> Required work
Repeat only the lines below that run from the line with "Clone this screenshot" to the line with "const notes: Note[]", ends included; skip every picture.

[Web page code records]
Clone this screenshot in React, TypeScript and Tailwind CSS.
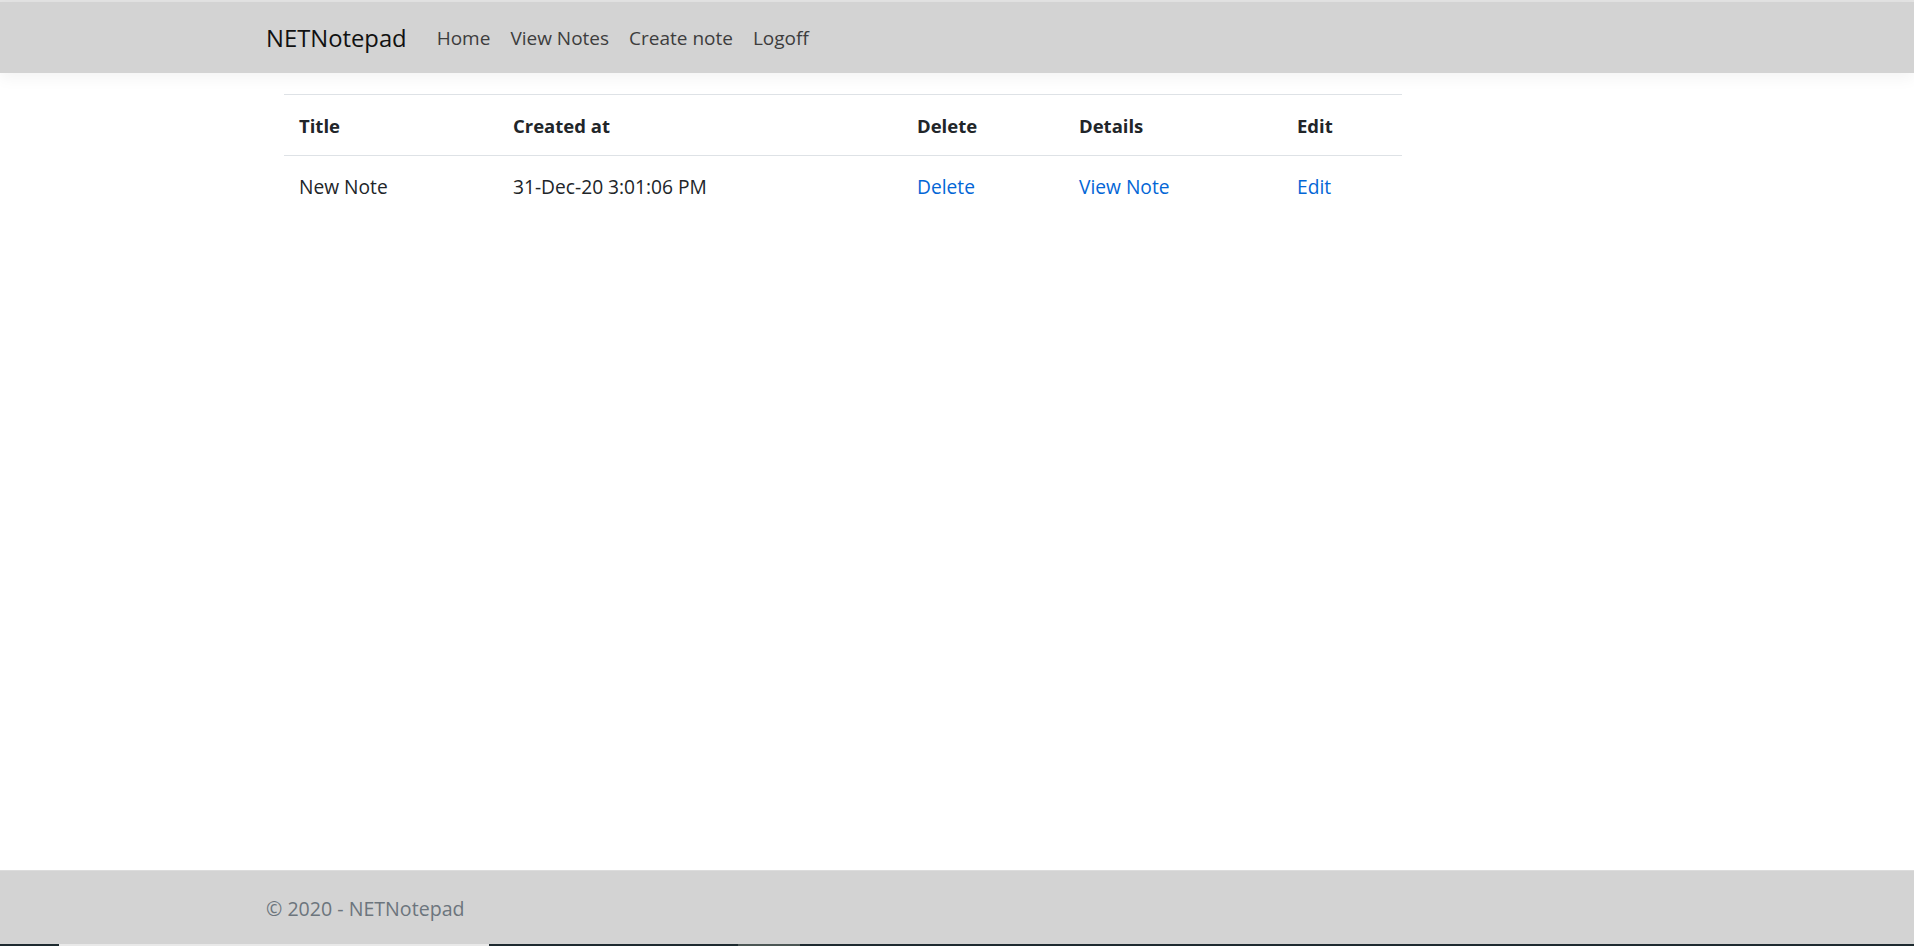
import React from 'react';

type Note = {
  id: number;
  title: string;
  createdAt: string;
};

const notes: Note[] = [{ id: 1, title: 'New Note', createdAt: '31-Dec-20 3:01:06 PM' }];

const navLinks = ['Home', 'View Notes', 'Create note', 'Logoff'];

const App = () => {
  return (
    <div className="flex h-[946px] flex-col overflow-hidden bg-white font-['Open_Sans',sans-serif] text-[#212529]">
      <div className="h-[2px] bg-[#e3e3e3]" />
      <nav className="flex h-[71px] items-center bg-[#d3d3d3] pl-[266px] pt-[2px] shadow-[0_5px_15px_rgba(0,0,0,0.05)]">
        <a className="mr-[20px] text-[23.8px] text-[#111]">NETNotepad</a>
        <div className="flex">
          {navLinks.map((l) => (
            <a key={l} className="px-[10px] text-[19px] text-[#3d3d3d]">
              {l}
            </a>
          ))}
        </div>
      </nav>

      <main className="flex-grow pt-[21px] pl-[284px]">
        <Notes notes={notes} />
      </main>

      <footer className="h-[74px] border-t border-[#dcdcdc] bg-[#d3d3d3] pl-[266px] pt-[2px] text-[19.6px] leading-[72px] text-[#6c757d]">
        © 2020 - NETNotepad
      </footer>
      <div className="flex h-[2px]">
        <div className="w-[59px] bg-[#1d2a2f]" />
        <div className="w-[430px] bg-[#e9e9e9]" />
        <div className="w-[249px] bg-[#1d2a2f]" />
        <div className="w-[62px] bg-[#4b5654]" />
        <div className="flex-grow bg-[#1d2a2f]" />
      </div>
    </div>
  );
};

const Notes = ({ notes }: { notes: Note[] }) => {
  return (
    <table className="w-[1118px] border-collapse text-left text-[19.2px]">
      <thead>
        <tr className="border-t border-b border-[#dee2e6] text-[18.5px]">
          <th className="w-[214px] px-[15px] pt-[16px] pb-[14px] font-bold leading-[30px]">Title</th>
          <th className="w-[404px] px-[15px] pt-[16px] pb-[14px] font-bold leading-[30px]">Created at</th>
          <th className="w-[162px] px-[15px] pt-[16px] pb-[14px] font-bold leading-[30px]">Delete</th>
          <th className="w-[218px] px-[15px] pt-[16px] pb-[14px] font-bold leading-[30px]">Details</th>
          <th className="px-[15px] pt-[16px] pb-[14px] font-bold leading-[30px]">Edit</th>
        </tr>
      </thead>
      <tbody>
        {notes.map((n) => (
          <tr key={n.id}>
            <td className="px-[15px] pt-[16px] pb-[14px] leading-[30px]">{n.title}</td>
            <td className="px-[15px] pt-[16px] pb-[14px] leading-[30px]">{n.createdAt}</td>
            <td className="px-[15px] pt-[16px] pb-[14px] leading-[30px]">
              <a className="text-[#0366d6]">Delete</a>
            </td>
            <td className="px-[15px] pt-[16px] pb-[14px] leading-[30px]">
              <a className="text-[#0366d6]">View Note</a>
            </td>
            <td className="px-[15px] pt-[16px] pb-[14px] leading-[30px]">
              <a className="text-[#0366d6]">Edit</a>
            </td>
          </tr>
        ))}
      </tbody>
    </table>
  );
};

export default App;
* * *
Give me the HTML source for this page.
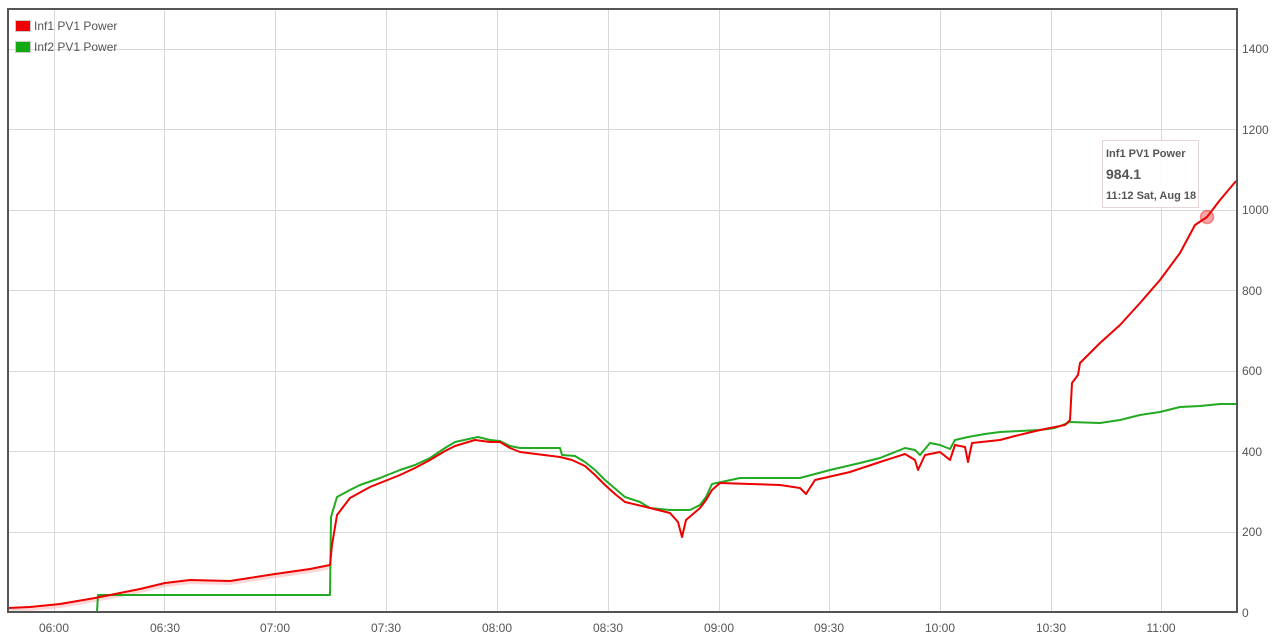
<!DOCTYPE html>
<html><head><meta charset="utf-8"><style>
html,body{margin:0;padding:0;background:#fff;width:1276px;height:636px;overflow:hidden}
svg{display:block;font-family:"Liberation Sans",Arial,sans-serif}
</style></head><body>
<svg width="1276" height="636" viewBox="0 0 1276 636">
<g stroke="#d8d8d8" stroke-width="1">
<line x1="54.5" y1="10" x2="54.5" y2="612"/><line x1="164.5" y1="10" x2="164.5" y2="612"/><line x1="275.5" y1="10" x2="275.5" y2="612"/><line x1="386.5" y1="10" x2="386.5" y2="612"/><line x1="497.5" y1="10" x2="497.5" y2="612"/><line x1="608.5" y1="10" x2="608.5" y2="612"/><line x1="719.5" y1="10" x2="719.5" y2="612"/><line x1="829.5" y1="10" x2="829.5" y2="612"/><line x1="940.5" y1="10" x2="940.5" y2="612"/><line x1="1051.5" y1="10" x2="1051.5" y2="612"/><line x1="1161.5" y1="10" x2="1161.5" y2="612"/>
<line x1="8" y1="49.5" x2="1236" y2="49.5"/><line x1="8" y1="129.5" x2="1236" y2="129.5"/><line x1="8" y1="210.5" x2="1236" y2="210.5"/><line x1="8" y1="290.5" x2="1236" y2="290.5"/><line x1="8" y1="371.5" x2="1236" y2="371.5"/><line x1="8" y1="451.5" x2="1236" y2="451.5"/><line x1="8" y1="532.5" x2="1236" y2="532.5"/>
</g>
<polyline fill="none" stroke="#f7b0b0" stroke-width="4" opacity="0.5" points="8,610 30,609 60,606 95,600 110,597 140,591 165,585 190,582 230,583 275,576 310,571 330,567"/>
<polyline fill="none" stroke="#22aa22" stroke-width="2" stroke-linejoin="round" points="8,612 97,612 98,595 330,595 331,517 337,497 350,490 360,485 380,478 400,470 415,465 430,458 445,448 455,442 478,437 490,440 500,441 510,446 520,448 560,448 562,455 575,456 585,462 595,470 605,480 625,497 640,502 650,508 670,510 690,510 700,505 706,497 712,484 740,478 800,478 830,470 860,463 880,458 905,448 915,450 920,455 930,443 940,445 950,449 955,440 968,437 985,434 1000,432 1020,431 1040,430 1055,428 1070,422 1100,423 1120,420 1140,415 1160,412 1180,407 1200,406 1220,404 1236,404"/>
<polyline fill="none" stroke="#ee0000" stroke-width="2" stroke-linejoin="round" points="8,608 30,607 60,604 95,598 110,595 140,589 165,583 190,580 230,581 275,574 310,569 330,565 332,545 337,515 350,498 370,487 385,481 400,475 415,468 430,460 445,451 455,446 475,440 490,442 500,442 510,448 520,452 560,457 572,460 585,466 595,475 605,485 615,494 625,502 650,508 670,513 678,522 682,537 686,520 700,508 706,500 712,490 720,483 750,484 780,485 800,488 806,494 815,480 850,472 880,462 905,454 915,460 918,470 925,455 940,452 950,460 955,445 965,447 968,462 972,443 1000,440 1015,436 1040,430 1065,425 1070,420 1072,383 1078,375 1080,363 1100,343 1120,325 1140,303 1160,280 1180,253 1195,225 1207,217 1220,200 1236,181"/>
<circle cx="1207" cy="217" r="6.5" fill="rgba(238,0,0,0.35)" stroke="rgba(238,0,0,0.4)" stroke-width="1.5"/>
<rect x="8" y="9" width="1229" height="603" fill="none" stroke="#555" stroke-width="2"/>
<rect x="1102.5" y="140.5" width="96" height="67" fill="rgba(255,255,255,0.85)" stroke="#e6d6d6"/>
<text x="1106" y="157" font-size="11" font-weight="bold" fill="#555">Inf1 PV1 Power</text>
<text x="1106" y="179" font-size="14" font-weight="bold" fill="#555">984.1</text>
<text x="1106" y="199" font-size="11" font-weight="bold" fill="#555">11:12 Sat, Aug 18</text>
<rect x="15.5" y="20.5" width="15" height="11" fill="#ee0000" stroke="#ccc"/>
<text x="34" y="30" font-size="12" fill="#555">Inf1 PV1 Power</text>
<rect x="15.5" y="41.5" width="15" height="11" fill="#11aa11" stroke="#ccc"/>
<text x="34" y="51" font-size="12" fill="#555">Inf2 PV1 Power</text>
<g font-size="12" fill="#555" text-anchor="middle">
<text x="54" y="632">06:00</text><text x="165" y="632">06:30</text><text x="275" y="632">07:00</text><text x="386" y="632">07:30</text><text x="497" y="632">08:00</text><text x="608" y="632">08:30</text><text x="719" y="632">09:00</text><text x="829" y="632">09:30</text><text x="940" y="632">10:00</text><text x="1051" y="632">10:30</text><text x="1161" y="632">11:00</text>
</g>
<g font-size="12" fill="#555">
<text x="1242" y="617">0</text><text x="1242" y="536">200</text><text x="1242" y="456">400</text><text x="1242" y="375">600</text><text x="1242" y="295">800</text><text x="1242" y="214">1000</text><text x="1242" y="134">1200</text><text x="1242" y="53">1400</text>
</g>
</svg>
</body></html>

> Exercise solution
Clone this screenshot in React, TypeScript and Tailwind CSS.
import React from 'react';

type Note = {
  id: number;
  title: string;
  createdAt: string;
};

const notes: Note[] = [{ id: 1, title: 'New Note', createdAt: '31-Dec-20 3:01:06 PM' }];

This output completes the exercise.